Details: (c) 1966 Ace Books Ltd; Pub Ace 1978; ISBN 0-441-04595-2
Verdict: Babel-17 has some brilliant elements but falls just short as a whole.
Reasons for reading it: I absolutely adored Triton, so when I found a book by the same author that deals with language themes, I pounced on it.
How it came into my hands: Second hand bookshop in Berkeley, though I bought it last year and I've forgotten which exactly by now.
The opening sections of Babel-17 really lived up to my expectations. The world-building and sheer imaginative reach are just awesome, and the way it's doing real hard SF with linguistics as the science is delightful too. I particularly loved the SF version of ghosts. Then it sort of tailed off into a space opera thingy; I laughed at myself when I realized I was getting annoyed with the book for being too exciting. I didn't want to read about a highly dramatic space voyage cum murder mystery, I wanted to explore the cool shiny world more! I think part of the problem is that the action part is just too fast paced; there isn't time to appreciate the full emotional impact. Then it got weird. Some of the weird part worked, some didn't; I found the denouement unsatisfying in a way I can't really put my finger on.

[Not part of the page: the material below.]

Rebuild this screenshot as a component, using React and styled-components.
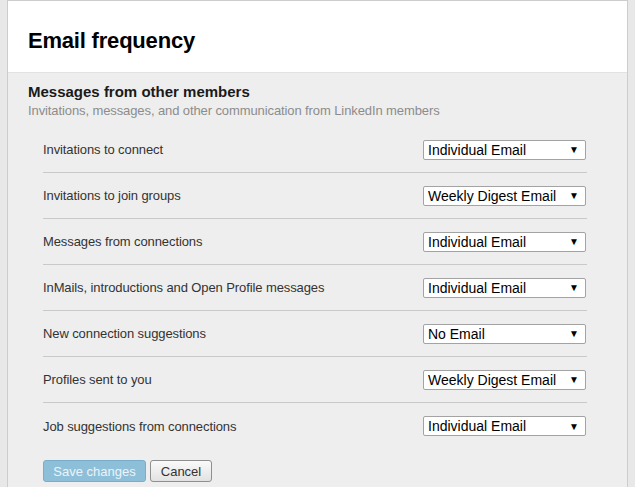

In spite of those criticisms, Babel-17 is unquestionably a good read. I really liked Rydra Wong as a heroine (though her name sounds as if it's on the edge of being a bad pun, somehow). Of course, she's impossibly beautiful and has way too many superpowers, but I wanted to be her far more than is usually the case for that kind of overpowered protagonist. As a character she's believable, even if her abilities are not.
It seems like each individual element of Babel-17 is superlative, but it doesn't quite work as a whole. Which is a shame, because if it coalesced I think it would be my ultimate SF experience (The player of games would come a close second, I think).